3. Reward meeting expectations.
4. Say no clearly (and mean it) and never give in to their whining or nagging.
5. Do not get lured into battles of will.
6. Hold children accountable for their actions.
7. Love them unconditionally, but don't always express your love (approval) unconditionally.
8. Be tough!
Taylor is quick to add that being tough doesn’t mean acting angry and controlling. “It means knowing what is best for your children and doing what is necessary, consistently,” says Taylor.
Dr. Karen Gouze is the Director of Training in Psychology at Children's Memorial Hospital in Chicago. She has observed that often a spoiled child has received numerous material things, but lacks a "sense of internal value." According to Gouze, "internal value is built through satisfying personal relationships and a sense of mastery." She advises parents to spend more time with their children and focus on activities at which the child can excel. She, along with our other experts, advises "clear, consistent limit-setting" as being key.
Fisher tells parents that the overall message to their kids shouldn’t be “you’re not in charge, I am”, but rather, “as long as you respect the boundaries and limits of others, I will respect you.” So as with many other parenting issues, it boils down to developing a
mutual respect between parents and their children. This provides both parties with what we all look for in a relationship - in addition to a good nights sleep.
Bio: Linda Kastiel Kozlowski is the mother of two young sons and a blogger at www.TheWayForMoms.com.
Dr. Erik Fisher offers guidelines for parents who need to re-establish mutual respect in their home.
1. Set up a structured environment with rules that are consistent for all - even the parents.
2. Be willing to model sharing behaviors.
3. Be consistent in delivering rewards and consequences.
4. Avoid yelling and hitting when children are not cooperating, as this will teach your child to yell and hit when they do not get what they want.
5. Do not humiliate or embarrass your child in front of others, by mocking or laughing at them.

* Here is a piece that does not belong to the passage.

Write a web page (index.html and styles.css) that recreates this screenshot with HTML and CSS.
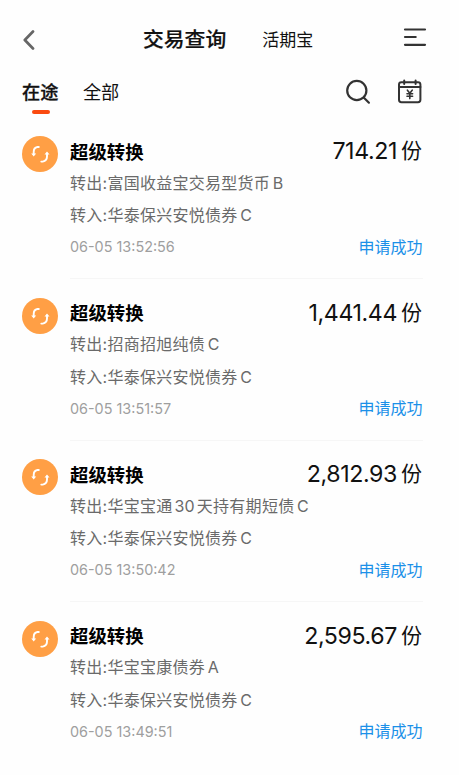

6. Be willing to remove your child from the location where they are behaving unproductively.
7. Use time-outs for children 10 years old and younger, whenever they misbehave. For children who are old enough to write, use essay writing to correct poor behavior.
8. When enforcing consequences for children, they can often say some nasty things. Respond calmly, "I am sorry that you feel what you feel, but it was your choices that resulted in your consequences. Make better choices in the future, and this doesn’t have to happen."
9. Develop a great deal of patience! It can take a very long time to retrain more productive behaviors.
10. Don’t feel afraid or ashamed to ask for help from a professional.
11. Take your kids to volunteer for less advantaged people.
12. Be willing to look at your own behaviors. Your child learned a lot of what they know from you, whether you realize it or not.